His Heart's Delight

 
His Last Lover by Mary Blayney
(Zebra Regency, $4.99, G) ISBN 0-8217-7181-7
**
James Braedon, Viscount Crandall, heir to the Marquis of Braeford, arrives home at Braemoor after a brief visit to London to discover the mansion in flames. The marquis suffered an attack of apoplexy and is not in his right mind. James has been unsuccessful in convincing the trustees that his father is incompetent and he should be given the authority to run the estate. The fire appears to have begun in his father’s room so he wonders if his father is responsible. James and his father have a strained relationship, and James would rather the whole mansion had burned down.

Shortly after the fire is extinguished, a stranger, a young woman, asks him if anyone has been killed. She insists that family is what is important, that buildings don’t matter.

The long-time housekeeper resigns and her husband, the butler, as well. She insists that the fire is simply the last straw. James is in a dilemma, how to hire a housekeeper on short notice.

A widow who has been residing with the vicar and his family is recommended as a possible housekeeper. Marguerite Voisson had hopes of getting a position as a French teacher at a nearby young ladies’ academy but was disappointed. She has no experience as a housekeeper, but caring for the vicar’s children has begun to wear on her. She is glad to be offered the housekeeper’s position even on a month’s trial basis.

Soon Marguerite, a perfect model of management, efficiency, and compassion, is making changes that will improve the lives of many on the estate and attract the interest of the Viscount.

His Last Lover suffers from a too-perfect heroine and from too little story for its length. The story has a linear plot.
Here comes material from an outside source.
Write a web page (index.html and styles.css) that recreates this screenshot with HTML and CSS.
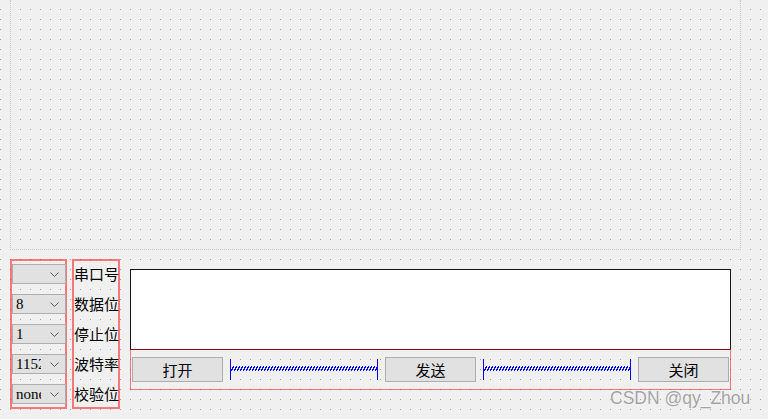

James is confronted by a bunch of problems, and one by one Marguerite solves them all. In time it becomes tedious. Poorly paced, the relatively simple plot requires quite a bit of filler - such as paragraphs-long description of characters waking up - to stretch the page length. It’s only towards the end that the story picks up speed, and everything is quickly - too quickly - resolved.

Although the main characters are given a history - Marguerite’s the sole survivor of her family; James’s emotionally scarred by his mother’s elopement with a dancing master -they never really come alive. One problem is that Marguerite has spent two-thirds of her life in England and lived with an English family but still speaks with a French accent and tosses French phrases into her speech. It all comes across as affected. Children are linguistic sponges - Marguerite’s English should be as clear as a native speaker. Other than providing an explanation for the devastation of her family, Marguerite’s French origins add nothing to the story.

Furthermore, Marguerite is an absolute paragon of virtue and compassion. She suffers; she perseveres; she triumphs. Her perfection strains credulity. No problem is too complicated for her to resolve quickly. The marquis has suffered the aftereffects of his apoplexy for some time, but Marguerite is the first one to understand how to deal with him. His nurse hits the bottle far too frequently, but Marguerite quickly resolves that. It was believed that James’s mother took her jewels with her when she eloped; Marguerite finds them.

James’s and Marguerite’s romance doesn’t come across as credible. It seems mostly a matter of proximity; their conflicting personalities don’t promise a lifetime of compatibility. Moreover, the disparity in their social and economic position isn’t treated realistically. In Pride and Prejudice Mr. Darcy has difficulty accepting that Elizabeth comes from a family socially well beneath his own. Marguerite’s family background, however, seems not to concern James at all.

His Last Lover is the second in a series featuring the Braedon family and is the sequel to His Heart’s Delight, but reading the first isn’t necessary before reading this one. Readers who enjoyed the first in the series may want to check out this one, but others will want to think twice.